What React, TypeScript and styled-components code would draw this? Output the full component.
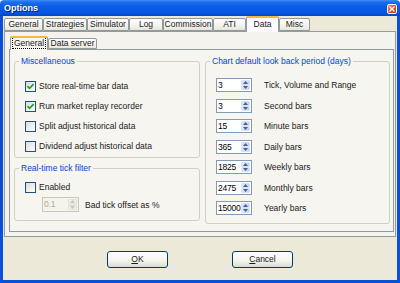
import React from 'react';
import styled, { createGlobalStyle } from 'styled-components';

const GlobalStyle = createGlobalStyle`
  html, body {
    margin: 0;
    padding: 0;
    background: #ffffff;
  }
  body {
    font-family: "Liberation Sans", Arial, sans-serif;
    font-size: 8.5px;
    color: #1a1a1a;
  }
  * {
    box-sizing: border-box;
  }
`;

const outerTabs = [
  { label: 'General', w: 39 },
  { label: 'Strategies', w: 44 },
  { label: 'Simulator', w: 42 },
  { label: 'Log', w: 34 },
  { label: 'Commission', w: 50 },
  { label: 'ATI', w: 33 },
  { label: 'Data', w: 33, active: true },
  { label: 'Misc', w: 31 },
];

const miscOptions = [
  { label: 'Store real-time bar data', checked: true },
  { label: 'Run market replay recorder', checked: true },
  { label: 'Split adjust historical data', checked: false },
  { label: 'Dividend adjust historical data', checked: false },
];

const lookBack = [
  { value: '3', label: 'Tick, Volume and Range' },
  { value: '3', label: 'Second bars' },
  { value: '15', label: 'Minute bars' },
  { value: '365', label: 'Daily bars' },
  { value: '1825', label: 'Weekly bars' },
  { value: '2475', label: 'Monthly bars' },
  { value: '15000', label: 'Yearly bars' },
];

const CheckMark = () => (
  <svg width="9" height="9" viewBox="0 0 9 9">
    <path d="M1.5 4.2 L3.6 6.3 L7.6 2.2" fill="none" stroke="#21a121" strokeWidth="1.7" />
  </svg>
);

const Arrow = ({ up, color }: { up?: boolean; color: string }) => (
  <svg width="5" height="3" viewBox="0 0 5 3">
    <path d={up ? 'M0 3 L2.5 0 L5 3 Z' : 'M0 0 L2.5 3 L5 0 Z'} fill={color} />
  </svg>
);

const Spinner = ({ value, width, disabled }: { value: string; width: number; disabled?: boolean }) => (
  <SpinBox $w={width} $disabled={disabled}>
    <SpinValue $disabled={disabled}>{value}</SpinValue>
    <SpinButtons>
      <SpinHalf $disabled={disabled}>
        <Arrow up color={disabled ? '#c9c7ba' : '#4d6185'} />
      </SpinHalf>
      <SpinHalf $disabled={disabled}>
        <Arrow color={disabled ? '#c9c7ba' : '#4d6185'} />
      </SpinHalf>
    </SpinButtons>
  </SpinBox>
);

export default function App() {
  return (
    <>
      <GlobalStyle />
      <Window>
        <TitleBar>
          <Title>Options</Title>
          <CloseButton>
            <svg width="6" height="6" viewBox="0 0 6 6">
              <path d="M0.5 0.5 L5.5 5.5 M5.5 0.5 L0.5 5.5" stroke="#ffffff" strokeWidth="1.4" />
            </svg>
          </CloseButton>
        </TitleBar>
        <Frame>
          <OuterTabStrip>
            {outerTabs.map((t) => (
              <OuterTab key={t.label} $w={t.w} $active={t.active}>
                {t.label}
              </OuterTab>
            ))}
          </OuterTabStrip>
          <OuterPanel>
            <InnerTabStrip>
              <InnerTab $w={38} $active>
                <Focus>General</Focus>
              </InnerTab>
              <InnerTab $w={49}>Data server</InnerTab>
            </InnerTabStrip>
            <InnerPanel>
              <LeftColumn>
                <Group>
                  <Legend>Miscellaneous</Legend>
                  <CheckList>
                    {miscOptions.map((o) => (
                      <CheckRow key={o.label}>
                        <CheckBox>{o.checked && <CheckMark />}</CheckBox>
                        {o.label}
                      </CheckRow>
                    ))}
                  </CheckList>
                </Group>
                <Group>
                  <Legend>Real-time tick filter</Legend>
                  <FilterBody>
                    <CheckRow>
                      <CheckBox />
                      Enabled
                    </CheckRow>
                    <OffsetRow>
                      <Spinner value="0.1" width={37} disabled />
                      <span>Bad tick offset as %</span>
                    </OffsetRow>
                  </FilterBody>
                </Group>
              </LeftColumn>
              <Group>
                <Legend>Chart default look back period (days)</Legend>
                <SpinList>
                  {lookBack.map((r) => (
                    <SpinRow key={r.label}>
                      <Spinner value={r.value} width={36} />
                      {r.label}
                    </SpinRow>
                  ))}
                </SpinList>
              </Group>
            </InnerPanel>
          </OuterPanel>
          <ButtonRow>
            <Button>
              <u>O</u>K
            </Button>
            <Button>
              <u>C</u>ancel
            </Button>
          </ButtonRow>
        </Frame>
      </Window>
    </>
  );
}

const Window = styled.div`
  width: 400px;
  height: 283px;
  display: flex;
  flex-direction: column;
  overflow: hidden;
`;

const TitleBar = styled.div`
  height: 16px;
  flex: none;
  display: flex;
  align-items: flex-start;
  justify-content: space-between;
  padding: 0 3px 0 4px;
  background: linear-gradient(
    to bottom,
    #3d8ff8 0%,
    #1f6ff0 12%,
    #0b5ce6 40%,
    #0755e0 80%,
    #0447c6 100%
  );
  border-radius: 4px 4px 0 0;
`;

const Title = styled.div`
  color: #ffffff;
  font-weight: bold;
  font-size: 9px;
  line-height: 16px;
  text-shadow: 1px 1px 0 #0a1e7a;
`;

const CloseButton = styled.div`
  width: 10px;
  height: 10px;
  margin-top: 4px;
  border: 1px solid #ffffff;
  border-radius: 2px;
  background: linear-gradient(135deg, #f08c6c, #d9481e 60%, #c03a12);
  display: flex;
  align-items: center;
  justify-content: center;
`;

const Frame = styled.div`
  flex: 1;
  display: flex;
  flex-direction: column;
  background: #ece9d8;
  border: 3px solid #0b4fd8;
  border-top: none;
  padding: 0 1px;
`;

const OuterTabStrip = styled.div`
  height: 15px;
  flex: none;
  display: flex;
  align-items: flex-end;
  position: relative;
  z-index: 1;
`;

const OuterTab = styled.div<{ $w: number; $active?: boolean }>`
  width: ${({ $w }) => $w}px;
  height: ${({ $active }) => ($active ? 16 : 13)}px;
  margin-bottom: ${({ $active }) => ($active ? -1 : 0)}px;
  border: 1px solid #919b9c;
  border-bottom: ${({ $active }) => ($active ? 'none' : '1px solid #919b9c')};
  border-top: ${({ $active }) => ($active ? '2px solid #f5b83a' : '1px solid #919b9c')};
  border-radius: 2px 2px 0 0;
  background: ${({ $active }) =>
    $active ? '#fcfcfe' : 'linear-gradient(to bottom, #ffffff, #f1f0ea 70%, #e6e4da)'};
  font-size: 8.5px;
  line-height: ${({ $active }) => ($active ? 13 : 11)}px;
  text-align: center;
  white-space: nowrap;
  overflow: hidden;
`;

const OuterPanel = styled.div`
  height: 206px;
  flex: none;
  display: flex;
  flex-direction: column;
  border: 1px solid #919b9c;
  background: #f4f3ee;
  padding: 4px 1px 4px 4px;
`;

const InnerTabStrip = styled.div`
  height: 13px;
  flex: none;
  display: flex;
  align-items: flex-end;
  padding-left: 1px;
  position: relative;
  z-index: 1;
`;

const InnerTab = styled.div<{ $w: number; $active?: boolean }>`
  width: ${({ $w }) => $w}px;
  height: ${({ $active }) => ($active ? 14 : 11)}px;
  margin-bottom: ${({ $active }) => ($active ? -1 : 0)}px;
  border: 1px solid #919b9c;
  border-bottom: ${({ $active }) => ($active ? 'none' : '1px solid #919b9c')};
  border-top: ${({ $active }) => ($active ? '2px solid #f5b83a' : '1px solid #919b9c')};
  border-radius: 2px 2px 0 0;
  background: ${({ $active }) =>
    $active ? '#f6f5f0' : 'linear-gradient(to bottom, #ffffff, #f1f0ea 70%, #e6e4da)'};
  font-size: 8.5px;
  line-height: ${({ $active }) => ($active ? 11 : 9)}px;
  text-align: center;
  white-space: nowrap;
  overflow: hidden;
`;

const Focus = styled.span`
  outline: 1px dotted #000000;
  outline-offset: 0;
  padding: 0 1px;
`;

const InnerPanel = styled.div`
  flex: 1;
  display: grid;
  grid-template-columns: 186px 1fr;
  column-gap: 5px;
  align-items: start;
  border: 1px solid #919b9c;
  background: #f6f5f0;
  padding: 6px 3px 7px 4px;
`;

const LeftColumn = styled.div`
  display: flex;
  flex-direction: column;
  gap: 5px;
`;

const Group = styled.fieldset`
  margin: 0;
  padding: 0;
  min-width: 0;
  border: 1px solid #d0d0bf;
  border-radius: 3px;
`;

const Legend = styled.legend`
  margin-left: 4px;
  padding: 0 2px;
  color: #0046d5;
  font-size: 8.5px;
  line-height: 10px;
`;

const CheckList = styled.div`
  display: flex;
  flex-direction: column;
  padding: 10px 0 1px 10px;
`;

const CheckRow = styled.div`
  height: 20px;
  display: flex;
  align-items: center;
  gap: 3px;
  white-space: nowrap;
`;

const CheckBox = styled.div`
  width: 11px;
  height: 11px;
  flex: none;
  border: 1px solid #1c5180;
  background: linear-gradient(135deg, #dcdcd7, #ffffff);
  display: flex;
  align-items: center;
  justify-content: center;
`;

const FilterBody = styled.div`
  display: flex;
  flex-direction: column;
  padding: 4px 0 8px 10px;
`;

const OffsetRow = styled.div`
  display: flex;
  align-items: center;
  gap: 6px;
  padding-left: 17px;
`;

const SpinList = styled.div`
  display: flex;
  flex-direction: column;
  gap: 6.5px;
  padding: 12px 0 8px 10px;
`;

const SpinRow = styled.div`
  display: flex;
  align-items: center;
  gap: 12px;
  white-space: nowrap;
`;

const SpinBox = styled.div<{ $w: number; $disabled?: boolean }>`
  width: ${({ $w }) => $w}px;
  height: ${({ $disabled }) => ($disabled ? 15 : 14)}px;
  flex: none;
  display: flex;
  align-items: stretch;
  border: 1px solid ${({ $disabled }) => ($disabled ? '#c9c7ba' : '#7f9db9')};
  background: ${({ $disabled }) => ($disabled ? '#f5f4ea' : '#ffffff')};
  padding: 1px 1px 1px 0;
`;

const SpinValue = styled.div<{ $disabled?: boolean }>`
  flex: 1;
  min-width: 0;
  padding-left: 1px;
  font-size: 8.5px;
  line-height: 10px;
  letter-spacing: -0.2px;
  color: ${({ $disabled }) => ($disabled ? '#aca899' : '#000000')};
  white-space: nowrap;
`;

const SpinButtons = styled.div`
  width: 9px;
  flex: none;
  display: flex;
  flex-direction: column;
`;

const SpinHalf = styled.div<{ $disabled?: boolean }>`
  flex: 1;
  display: flex;
  align-items: center;
  justify-content: center;
  border-radius: 1px;
  border: 1px solid ${({ $disabled }) => ($disabled ? '#e4e2d8' : '#d6e2fb')};
  background: ${({ $disabled }) =>
    $disabled ? '#efeee6' : 'linear-gradient(135deg, #e3ebfd, #bccff7)'};
`;

const ButtonRow = styled.div`
  display: flex;
  justify-content: center;
  gap: 64px;
  padding-top: 14px;
`;

const Button = styled.div`
  width: 61px;
  height: 17px;
  border: 1px solid #003c74;
  border-radius: 3px;
  background: linear-gradient(to bottom, #ffffff, #f4f3ee 60%, #dcd8cc);
  font-size: 8.5px;
  line-height: 15px;
  text-align: center;
`;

• • • •

_WHAT IS REQUIRED_.
Give the number of lines in the listing above that hold the string "components", with nothing else.

_EXERCISE OUTPUT_.
2